### WHAT IS REQUIRED
Restate each line of the listing exactly, without carrying over any pictures.

### STORED DATA
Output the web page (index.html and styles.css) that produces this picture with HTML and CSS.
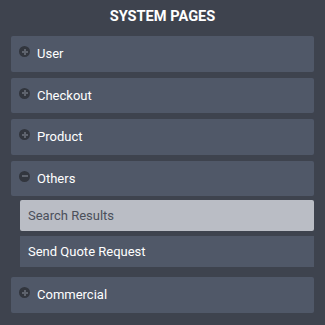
FILE: index.html
```html
<!DOCTYPE html>
<html lang="en">
<head>
  <meta charset="UTF-8">
  <meta name="viewport" content="width=device-width, initial-scale=1.0">
  <title>System Pages</title>
  <link rel="stylesheet" href="styles.css">
</head>
<body>
  <div class="panel">
    <h3 class="title">SYSTEM PAGES</h3>

    <div class="group">
      <div class="group-head"><span class="toggle plus"></span>User</div>
    </div>
    <div class="group">
      <div class="group-head"><span class="toggle plus"></span>Checkout</div>
    </div>
    <div class="group">
      <div class="group-head"><span class="toggle plus"></span>Product</div>
    </div>
    <div class="group open">
      <div class="group-head"><span class="toggle minus"></span>Others</div>
      <div class="sub-list">
        <a href="#" class="sub-item active">Search Results</a>
        <a href="#" class="sub-item">Send Quote Request</a>
      </div>
    </div>
    <div class="group">
      <div class="group-head"><span class="toggle plus"></span>Commercial</div>
    </div>
  </div>
</body>
</html>
```

FILE: styles.css
```css
body {
  margin: 0;
  padding: 0;
  background-color: #3e434e;
  font-family: Roboto, "Liberation Sans", sans-serif;
  color: #fff;
}
.panel {
  padding: 0 11px 0 11px;
}
.title {
  margin: 0;
  height: 36px;
  line-height: 33px;
  text-align: center;
  font-size: 14.6px;
  font-weight: bold;
}
.group {
  margin-bottom: 6px;
}
.group-head {
  position: relative;
  height: 35.5px;
  line-height: 36px;
  padding-left: 26px;
  background-color: #505868;
  border-radius: 2px;
  font-size: 13px;
}
.toggle {
  position: absolute;
  left: 8px;
  top: 10px;
  width: 11px;
  height: 11px;
  border-radius: 50%;
  background-color: #32363e;
}
.toggle::before,
.toggle::after {
  content: "";
  position: absolute;
  background-color: #5e636d;
}
.toggle::before {
  left: 2.5px;
  top: 4.5px;
  width: 6px;
  height: 2px;
}
.plus::after {
  left: 4.5px;
  top: 2.5px;
  width: 2px;
  height: 6px;
}
.sub-list {
  padding: 4px 0 4px 9px;
}
.sub-item {
  display: block;
  height: 31px;
  line-height: 31px;
  padding-left: 8px;
  margin-bottom: 5px;
  background-color: #505868;
  color: #fff;
  text-decoration: none;
  font-size: 13px;
}
.sub-item:last-child {
  margin-bottom: 0;
}
.sub-item.active {
  background-color: #babdc5;
  color: #4b505b;
  border-radius: 2px;
}
```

### WRITTEN SOLUTION
Output the web page (index.html and styles.css) that produces this picture with HTML and CSS.
FILE: index.html
```html
<!DOCTYPE html>
<html lang="en">
<head>
  <meta charset="UTF-8">
  <meta name="viewport" content="width=device-width, initial-scale=1.0">
  <title>System Pages</title>
  <link rel="stylesheet" href="styles.css">
</head>
<body>
  <div class="panel">
    <h3 class="title">SYSTEM PAGES</h3>

    <div class="group">
      <div class="group-head"><span class="toggle plus"></span>User</div>
    </div>
    <div class="group">
      <div class="group-head"><span class="toggle plus"></span>Checkout</div>
    </div>
    <div class="group">
      <div class="group-head"><span class="toggle plus"></span>Product</div>
    </div>
    <div class="group open">
      <div class="group-head"><span class="toggle minus"></span>Others</div>
      <div class="sub-list">
        <a href="#" class="sub-item active">Search Results</a>
        <a href="#" class="sub-item">Send Quote Request</a>
      </div>
    </div>
    <div class="group">
      <div class="group-head"><span class="toggle plus"></span>Commercial</div>
    </div>
  </div>
</body>
</html>
```

FILE: styles.css
```css
body {
  margin: 0;
  padding: 0;
  background-color: #3e434e;
  font-family: Roboto, "Liberation Sans", sans-serif;
  color: #fff;
}
.panel {
  padding: 0 11px 0 11px;
}
.title {
  margin: 0;
  height: 36px;
  line-height: 33px;
  text-align: center;
  font-size: 14.6px;
  font-weight: bold;
}
.group {
  margin-bottom: 6px;
}
.group-head {
  position: relative;
  height: 35.5px;
  line-height: 36px;
  padding-left: 26px;
  background-color: #505868;
  border-radius: 2px;
  font-size: 13px;
}
.toggle {
  position: absolute;
  left: 8px;
  top: 10px;
  width: 11px;
  height: 11px;
  border-radius: 50%;
  background-color: #32363e;
}
.toggle::before,
.toggle::after {
  content: "";
  position: absolute;
  background-color: #5e636d;
}
.toggle::before {
  left: 2.5px;
  top: 4.5px;
  width: 6px;
  height: 2px;
}
.plus::after {
  left: 4.5px;
  top: 2.5px;
  width: 2px;
  height: 6px;
}
.sub-list {
  padding: 4px 0 4px 9px;
}
.sub-item {
  display: block;
  height: 31px;
  line-height: 31px;
  padding-left: 8px;
  margin-bottom: 5px;
  background-color: #505868;
  color: #fff;
  text-decoration: none;
  font-size: 13px;
}
.sub-item:last-child {
  margin-bottom: 0;
}
.sub-item.active {
  background-color: #babdc5;
  color: #4b505b;
  border-radius: 2px;
}
```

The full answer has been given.